AFTER POST-MARXISM: A CONFERENCE
For humanities scholars, this attention to value-production opens the possibility of thinking beyond some of the main strands of twentieth century Marxist criticism, especially debates about modernity, ideology, and form. In the heyday of “the cultural turn,” Marxist debates tended to center on modernity rather than capitalism as a temporal and spatial concept. Meanwhile, transformations in the idea of ideology were transferred to the analysis of culture largely by way of Marx’s concept of base and superstructure: that is, an idea of capitalism as driven by an economic “base” that shaped, more or less directly, a range of cultural and ideological practices.

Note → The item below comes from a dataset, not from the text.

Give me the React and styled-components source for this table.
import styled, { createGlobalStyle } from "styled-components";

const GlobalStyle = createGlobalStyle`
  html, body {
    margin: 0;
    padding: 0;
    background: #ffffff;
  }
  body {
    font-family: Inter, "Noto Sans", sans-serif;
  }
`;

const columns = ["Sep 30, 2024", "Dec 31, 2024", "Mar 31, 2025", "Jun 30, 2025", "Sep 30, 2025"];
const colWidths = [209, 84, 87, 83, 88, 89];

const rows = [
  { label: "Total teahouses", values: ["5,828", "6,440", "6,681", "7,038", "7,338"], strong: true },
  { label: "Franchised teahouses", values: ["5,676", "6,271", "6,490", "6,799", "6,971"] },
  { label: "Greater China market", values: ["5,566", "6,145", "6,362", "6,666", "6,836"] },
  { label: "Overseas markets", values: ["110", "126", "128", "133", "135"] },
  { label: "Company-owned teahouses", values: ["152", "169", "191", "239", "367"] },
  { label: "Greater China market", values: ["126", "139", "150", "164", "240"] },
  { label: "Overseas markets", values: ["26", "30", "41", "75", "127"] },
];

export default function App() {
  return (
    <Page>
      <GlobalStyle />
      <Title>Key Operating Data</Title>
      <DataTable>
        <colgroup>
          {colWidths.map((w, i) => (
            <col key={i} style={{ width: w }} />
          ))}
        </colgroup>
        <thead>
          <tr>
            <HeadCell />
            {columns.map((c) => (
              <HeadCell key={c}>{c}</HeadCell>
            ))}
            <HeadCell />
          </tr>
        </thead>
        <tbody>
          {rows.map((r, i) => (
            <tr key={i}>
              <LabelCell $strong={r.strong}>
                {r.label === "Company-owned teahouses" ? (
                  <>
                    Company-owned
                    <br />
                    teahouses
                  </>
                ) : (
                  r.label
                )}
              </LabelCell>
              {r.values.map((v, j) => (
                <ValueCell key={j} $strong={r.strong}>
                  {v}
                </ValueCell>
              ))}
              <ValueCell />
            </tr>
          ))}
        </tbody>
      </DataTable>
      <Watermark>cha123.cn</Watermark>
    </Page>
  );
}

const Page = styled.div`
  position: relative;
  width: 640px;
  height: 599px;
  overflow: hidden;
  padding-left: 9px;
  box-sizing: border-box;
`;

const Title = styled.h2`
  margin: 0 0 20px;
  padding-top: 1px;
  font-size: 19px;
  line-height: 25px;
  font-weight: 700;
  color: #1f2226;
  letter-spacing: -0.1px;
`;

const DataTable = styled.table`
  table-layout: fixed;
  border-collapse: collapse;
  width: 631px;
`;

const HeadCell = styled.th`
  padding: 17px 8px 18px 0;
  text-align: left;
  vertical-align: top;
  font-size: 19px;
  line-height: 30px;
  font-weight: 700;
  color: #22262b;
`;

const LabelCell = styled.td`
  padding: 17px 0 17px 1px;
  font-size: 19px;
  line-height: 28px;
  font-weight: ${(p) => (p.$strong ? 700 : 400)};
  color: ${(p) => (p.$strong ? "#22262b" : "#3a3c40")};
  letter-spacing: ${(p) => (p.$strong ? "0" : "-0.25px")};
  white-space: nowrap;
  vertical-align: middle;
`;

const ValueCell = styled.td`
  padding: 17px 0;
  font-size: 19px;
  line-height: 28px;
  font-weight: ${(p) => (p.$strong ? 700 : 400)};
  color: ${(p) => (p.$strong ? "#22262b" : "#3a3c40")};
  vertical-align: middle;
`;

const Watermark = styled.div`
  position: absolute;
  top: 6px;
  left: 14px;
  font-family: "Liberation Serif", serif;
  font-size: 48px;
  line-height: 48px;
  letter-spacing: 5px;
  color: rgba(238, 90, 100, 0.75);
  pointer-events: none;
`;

And, of course, the quest for a formalism adequate to historical change lay at the center of earlier intra-Marxist debates about art and literature, such as the one between Bertolt Brecht and Georg Lukács in the 1930s. Each of these strands of Marxist thinking, though, left us with a legacy of antinomies between class and identity, culture and economy, and form and history. In three panels across the course of the day, fifteen scholars will gather to discuss the opportunities for a Marxist cultural criticism and aesthetic theory that moves past these oppositions.
Speakers include Crystal Bartolovich, Rossen Djagalov, Petrus Liu, Ericka Beckman, Nikhil Singh, Leigh Claire La Berge, Iyko Day, Annie McClanahan, Amy De’Ath, Juliana Spahr, Jasper Bernes, Mark Steven, Michael Shane Boyle, Sarah Brouillette, and Joshua Clover. With opening comments by Colleen Lye and Christopher Nealon.